Well, guess what? It turns out that Florida and FSU do play for a trophy. It’s just that for some reason, nobody really knows about it- until now.
Meet the Makala Trophy, the once and hopefully future revered rivalry trophy for the Sunshine Showdown between Florida and FSU. Little is known for certain about its origin, but legend has it that the wooden trophy was carved out in Big Cypress Swamp somewhere in present-day northern Collier County, Florida, by an unnamed Native American leader some time in the 1700’s. The carving was designed to showcase a Native American leader with superhuman strength about to square off with a hungry alligator in a fight to the death, perhaps as a glimpse into the daily lives of the indigenous people who dwelled in the Swamps of Florida.
As many of you who follow Florida and FSU know, there was an, um, “conflict” between the two schools where Florida refused to play FSU in the infancy stages of FSU’s program because of the Noles’ inferior status. Personally, I wish the two schools did play during FSU’s infancy, because Florida’s 35-26-2 all time lead in the head to head series would be even bigger. But in any case, due to the hard feelings on both sides of the rivalry, the trophy was a big deal when the teams finally started playing in 1958. It wasn’t so much a symbol of either the alligator successfully finding its dinner in the form of some Native American flesh or the Native American successfully warding off a threat to his life by spearing the alligator, as its depiction suggests, but rather a solid wooden block of proof that Florida was indeed the superior program. Or, when FSU finally won it in 1964, a wooden block of proof that FSU did indeed belong on the same stage as the big boys.
But after the first few times the trophy was handed out, the novelty of it apparently wore off. In an article for the Gainesville Sun in January of 2008, University of Florida historian Norm Carlson says that the trophy has been handed out to the winner ever since the rivalry started. The award is sponsored by the St. Petersburg Exchange Club, and is presented to the winner at a bipartisan banquet in St. Pete on the weekend of the winning school’s spring football game.
That’s no fun. And Robert Melby, the Makala chairman of the St. Petersburg Exchange Club, agreed with that assessment of the presentation eleven years years ago in that same article for the Gainesville Sun. That article paraphrases Melby as saying that the precise point of the trophy was to find its way into the arms of the winning team’s players on the field while the emotions of winning the game are still high, not to be the focal point of some boring dinner five months after the game.
“We were trying to establish something to represent the rivalry between Florida and Florida State,” Melby said. “I’m originally from Minnesota, and I know the Little Brown Jug is really very important in that neck of the woods. That was the idea behind this, to have a little symbol going back and forth between the two teams.”

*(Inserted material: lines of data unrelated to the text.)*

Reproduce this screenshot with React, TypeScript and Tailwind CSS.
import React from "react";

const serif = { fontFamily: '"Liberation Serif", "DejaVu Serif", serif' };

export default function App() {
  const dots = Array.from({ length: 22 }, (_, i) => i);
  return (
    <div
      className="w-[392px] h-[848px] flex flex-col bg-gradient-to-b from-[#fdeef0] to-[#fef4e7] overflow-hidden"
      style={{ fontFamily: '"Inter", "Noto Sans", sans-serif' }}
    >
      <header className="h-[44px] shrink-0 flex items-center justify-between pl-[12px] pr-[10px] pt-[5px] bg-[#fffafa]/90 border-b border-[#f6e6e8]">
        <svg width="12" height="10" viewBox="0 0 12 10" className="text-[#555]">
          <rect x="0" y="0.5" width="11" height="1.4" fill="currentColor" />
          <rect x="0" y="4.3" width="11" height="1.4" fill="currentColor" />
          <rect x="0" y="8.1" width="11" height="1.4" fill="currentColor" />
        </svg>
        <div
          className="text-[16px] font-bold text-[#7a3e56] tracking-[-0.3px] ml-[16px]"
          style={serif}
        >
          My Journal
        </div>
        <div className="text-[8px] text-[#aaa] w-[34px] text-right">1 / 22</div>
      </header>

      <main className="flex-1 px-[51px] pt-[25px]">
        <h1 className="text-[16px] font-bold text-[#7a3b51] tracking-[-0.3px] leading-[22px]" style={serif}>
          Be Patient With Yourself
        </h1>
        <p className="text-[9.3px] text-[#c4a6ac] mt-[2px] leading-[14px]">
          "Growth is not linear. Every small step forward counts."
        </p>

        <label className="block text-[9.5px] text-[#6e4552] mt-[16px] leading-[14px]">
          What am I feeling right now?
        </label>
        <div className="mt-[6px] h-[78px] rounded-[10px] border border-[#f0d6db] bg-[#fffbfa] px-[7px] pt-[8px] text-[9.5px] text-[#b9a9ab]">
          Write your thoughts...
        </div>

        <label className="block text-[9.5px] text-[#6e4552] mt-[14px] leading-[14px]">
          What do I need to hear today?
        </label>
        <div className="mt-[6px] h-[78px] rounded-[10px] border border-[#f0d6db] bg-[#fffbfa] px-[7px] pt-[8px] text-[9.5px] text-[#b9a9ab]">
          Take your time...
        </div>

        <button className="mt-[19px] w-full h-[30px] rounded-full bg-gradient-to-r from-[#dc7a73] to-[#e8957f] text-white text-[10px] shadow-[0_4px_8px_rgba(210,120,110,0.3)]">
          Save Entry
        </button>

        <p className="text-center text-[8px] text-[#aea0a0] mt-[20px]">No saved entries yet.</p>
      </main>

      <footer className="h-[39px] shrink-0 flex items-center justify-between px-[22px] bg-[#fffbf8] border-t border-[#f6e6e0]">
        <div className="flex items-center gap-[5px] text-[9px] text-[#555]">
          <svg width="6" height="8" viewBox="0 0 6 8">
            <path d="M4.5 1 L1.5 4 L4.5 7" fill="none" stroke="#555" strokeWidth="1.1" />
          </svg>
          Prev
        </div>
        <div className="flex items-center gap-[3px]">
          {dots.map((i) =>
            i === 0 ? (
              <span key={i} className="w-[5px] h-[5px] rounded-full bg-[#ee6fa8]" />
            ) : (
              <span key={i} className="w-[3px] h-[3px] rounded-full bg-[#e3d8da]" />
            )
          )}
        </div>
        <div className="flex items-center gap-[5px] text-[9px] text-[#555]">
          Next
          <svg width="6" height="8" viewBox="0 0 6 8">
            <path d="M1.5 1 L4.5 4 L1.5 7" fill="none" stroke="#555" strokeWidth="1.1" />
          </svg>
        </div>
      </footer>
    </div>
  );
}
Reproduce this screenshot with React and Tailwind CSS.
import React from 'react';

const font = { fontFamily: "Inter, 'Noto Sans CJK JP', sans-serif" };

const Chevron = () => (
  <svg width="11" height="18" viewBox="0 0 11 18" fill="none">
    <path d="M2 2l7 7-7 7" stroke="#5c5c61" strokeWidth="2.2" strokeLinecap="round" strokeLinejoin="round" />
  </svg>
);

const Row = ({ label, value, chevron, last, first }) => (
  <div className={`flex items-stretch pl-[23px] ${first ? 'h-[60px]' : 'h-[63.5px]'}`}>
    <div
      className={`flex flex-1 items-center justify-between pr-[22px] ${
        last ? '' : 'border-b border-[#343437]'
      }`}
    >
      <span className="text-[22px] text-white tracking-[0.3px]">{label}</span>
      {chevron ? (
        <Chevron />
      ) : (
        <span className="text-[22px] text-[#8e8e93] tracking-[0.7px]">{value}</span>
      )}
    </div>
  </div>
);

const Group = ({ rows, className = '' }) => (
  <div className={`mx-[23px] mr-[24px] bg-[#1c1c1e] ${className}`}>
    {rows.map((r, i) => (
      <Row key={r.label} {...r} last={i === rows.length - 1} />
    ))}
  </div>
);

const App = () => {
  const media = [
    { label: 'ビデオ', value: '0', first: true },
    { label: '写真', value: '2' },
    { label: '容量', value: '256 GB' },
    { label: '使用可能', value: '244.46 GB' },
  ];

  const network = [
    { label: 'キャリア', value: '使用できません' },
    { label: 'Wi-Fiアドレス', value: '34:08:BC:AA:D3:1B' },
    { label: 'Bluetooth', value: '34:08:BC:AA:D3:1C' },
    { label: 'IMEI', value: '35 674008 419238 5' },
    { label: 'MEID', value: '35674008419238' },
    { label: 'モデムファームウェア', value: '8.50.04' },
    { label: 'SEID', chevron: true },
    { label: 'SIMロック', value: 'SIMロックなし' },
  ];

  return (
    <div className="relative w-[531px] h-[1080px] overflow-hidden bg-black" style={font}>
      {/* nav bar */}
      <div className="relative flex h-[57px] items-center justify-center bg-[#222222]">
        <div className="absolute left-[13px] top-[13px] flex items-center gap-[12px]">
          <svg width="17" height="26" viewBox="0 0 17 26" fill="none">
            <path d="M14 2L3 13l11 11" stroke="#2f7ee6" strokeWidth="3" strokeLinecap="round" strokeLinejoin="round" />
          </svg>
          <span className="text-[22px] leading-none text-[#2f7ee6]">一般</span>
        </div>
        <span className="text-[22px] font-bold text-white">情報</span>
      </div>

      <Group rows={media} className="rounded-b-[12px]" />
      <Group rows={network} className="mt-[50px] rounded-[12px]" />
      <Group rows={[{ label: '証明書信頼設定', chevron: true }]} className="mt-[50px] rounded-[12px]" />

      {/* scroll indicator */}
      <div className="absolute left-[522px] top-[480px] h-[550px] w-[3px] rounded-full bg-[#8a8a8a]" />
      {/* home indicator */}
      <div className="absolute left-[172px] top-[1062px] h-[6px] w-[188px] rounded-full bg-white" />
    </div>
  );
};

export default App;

But not only has there been virtually no media coverage of the presentation of the award, very few fans seem to even be aware of it, period. That’s a far cry from the goal that Melby stated eleven years ago, and if anything awareness has dropped since then. Other than a few sporadic photos on social media and that one article I linked above, very few people seem to acknowledge its existence.
Let’s change that.
This beautiful work of art is by far the most creatively designed piece of matter that I have ever seen intended to celebrate the winner of a rivalry game. Golden objects, wood buckets and Paul Bunyan’s namesake are cool because they’re staples of the rivalries they’re crafted for, but look at that trophy again. It looks really cool.
And in the world we live in, where the opinions of 17 year old kids on how cool things are can determine which school they become a star at, that’s all that really matters. Recruits love toying with jersey combinations, so surely they’d love to be able to one day hoist a trophy to prove that they’re state champions. Possession of the Makala Trophy can make a visual impact on a kid deciding between Florida and FSU, as an instant attention grabber that a brief oral recap of the 41-14 beatdown cannot. A simple “see that thing right there, that trophy? That means you play for the best team in the state of Florida. Yeah, come play for me and help us keep that!” can make a tremendous impression on a kid.

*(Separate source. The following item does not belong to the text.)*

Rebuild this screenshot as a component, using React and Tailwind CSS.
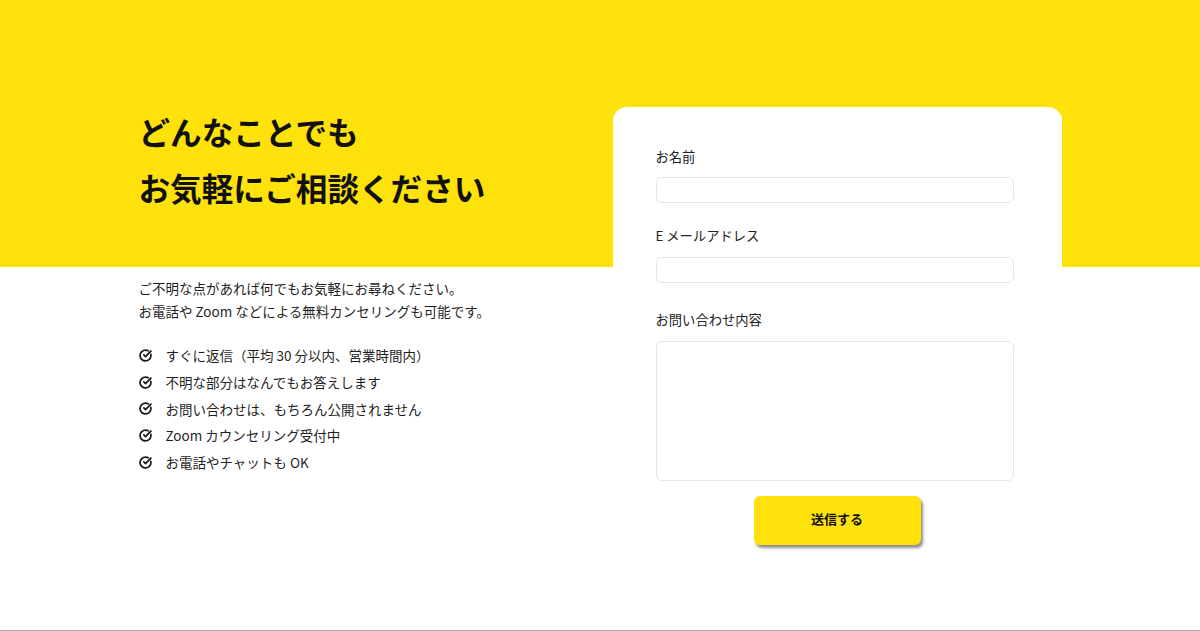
import React from "react";

function CheckIcon() {
  return (
    <svg width="13" height="13" viewBox="0 0 24 24" fill="none" stroke="#1a1a1a" strokeWidth="3.2" strokeLinecap="round" strokeLinejoin="round" className="shrink-0">
      <path d="M21.801 10A10 10 0 1 1 17 3.335" />
      <path d="m9 11 3 3L22 4" />
    </svg>
  );
}

const items = [
  "すぐに返信（平均 30 分以内、営業時間内）",
  "不明な部分はなんでもお答えします",
  "お問い合わせは、もちろん公開されません",
  "Zoom カウンセリング受付中",
  "お電話やチャットも OK",
];

export default function App() {
  return (
    <div
      className="h-[631px] w-full overflow-hidden border-b border-[#adadad] bg-[linear-gradient(to_bottom,#ffe20b_267px,#ffffff_267px)] text-[#1f1f1f]"
      style={{ fontFamily: '"Noto Sans CJK JP", "Noto Sans", sans-serif' }}
    >
      <div className="mx-auto flex w-[923px] justify-between pt-[103px]">
        <div className="flex flex-col">
          <h1 className="text-[31.6px] font-bold leading-[56px] text-[#111]">
            どんなことでも
            <br />
            お気軽にご相談ください
          </h1>
          <p className="mt-[62px] text-[13.5px] leading-[23px]">
            ご不明な点があれば何でもお気軽にお尋ねください。
            <br />
            お電話や Zoom などによる無料カンセリングも可能です。
          </p>
          <ul className="mt-[19px] flex flex-col">
            {items.map((t) => (
              <li key={t} className="flex items-center gap-[14px] text-[13.5px] leading-[26.75px]">
                <CheckIcon />
                <span>{t}</span>
              </li>
            ))}
          </ul>
        </div>
        <div className="mt-[4px] flex w-[449px] flex-col rounded-[14px] bg-white pb-[30px] pl-[43px] pt-[40px]">
          <label className="text-[13.3px] leading-[20px] text-[#222]">お名前</label>
          <div className="mt-[10px] h-[26px] w-[358px] rounded-[6px] border border-[#e6e6e6] bg-white" />
          <label className="mt-[23px] text-[13.3px] leading-[20px] text-[#222]">E メールアドレス</label>
          <div className="mt-[11px] h-[26px] w-[358px] rounded-[6px] border border-[#e6e6e6] bg-white" />
          <label className="mt-[27px] text-[13.3px] leading-[20px] text-[#222]">お問い合わせ内容</label>
          <div className="mt-[11px] h-[140px] w-[358px] rounded-[6px] border border-[#e6e6e6] bg-white" />
          <div className="mt-[15px] flex w-[358px] justify-center">
            <button className="ml-[5px] flex h-[49px] w-[167px] items-center justify-center rounded-[6px] bg-[#ffe20b] pb-[3px] text-[13px] font-bold text-[#111] shadow-[2px_3px_3px_rgba(0,0,0,0.45)]">
              送信する
            </button>
          </div>
        </div>
      </div>
    </div>
  );
}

Luckily, some of the dirty work in terms of getting the winning team to carry the trophy off has already been done. A trophy already exists, which is good, and that means we don’t have to spend hours trying to think up a concept, a design and a name for it. It already has the engravings of the previous matchups’ scores on it, which means that we don’t need to convince the schools to pay for someone to go back and etch all the scores in there. And it already is presented to the winning school.
All that needs to be done now is to get the schools to agree to enhance its prominence. Have your boring banquet one last time this April, and force FSU to fork it over, but this time send some of your beat writers to cover it- and maybe orchestrate an announcement that starting with the 2019 game, the winner of the Sunshine Showdown will get to carry it off the field.
Enough with cutting off the heads of your rivals’ mascots. Let’s make the Makala Trophy the real spoils of the annual Florida-FSU war.